Of course, all that means in the long run is that the Education Department can simply go back and reissue the rule following proper procedures well before the scheduled 2014 enforcement date—and the department may also win a reversal of that part of Collyer’s ruling on appeal. A bill pending in Congress supported by all sectors of higher education would simply repeal the state-authorization rule altogether for online courses, but it is unlikely to pass the Democrat-dominated Senate, much less be signed by Obama, who would have to gainsay his own education secretary. And even if the repeal became federal law, that law would likely have no effect on state regulations, as WCET’s Poulin told Inside Higher Ed. “Those are all still in place, and the states still expect that institutions will be complying,” he said. As Inside Higher Ed reporter Libby Nelson pointed out, “[I]n at least one way, the rule has already accomplished the department’s goal of applying more scrutiny to institutions whose students receive federal financial aid. It has drawn attention to state regulations and authorization requirements that were previously overlooked, or ignored, by all parties.”

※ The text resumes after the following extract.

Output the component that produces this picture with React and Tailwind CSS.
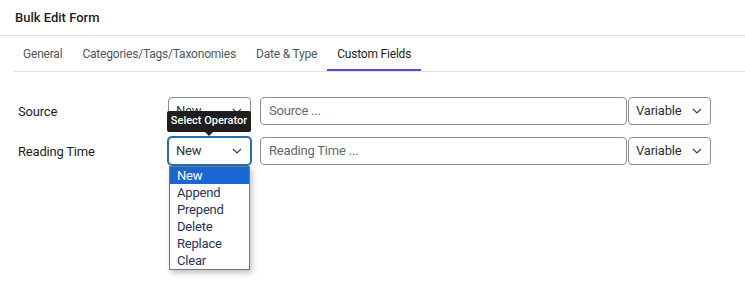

Furthermore, those state regulations don’t potentially apply just to for-profit colleges or even just to occupational courses. Should states wish to do so, they could conceivably try to regulate strictly academic offerings as well. For example, on Aug. 15 Stanford University announced that it will offer a free online course on artificial intelligence taught in state-of-the-art fashion by two Stanford professors. So far, 58,000 people across the country have signed up. Stanford can probably afford the headache of obtaining authorization from 50 states plus the District of Columbia and assorted U.S. territories, and to pay the fees. But most colleges aren’t Stanford, and many likely won’t have the resources to thread their way through a maze of time-consuming authorizations now that the regulatory cat is out of the bag. Humble community colleges and small liberal-arts institutions may find themselves paying a steep price for the Education Department’s war against for-profits.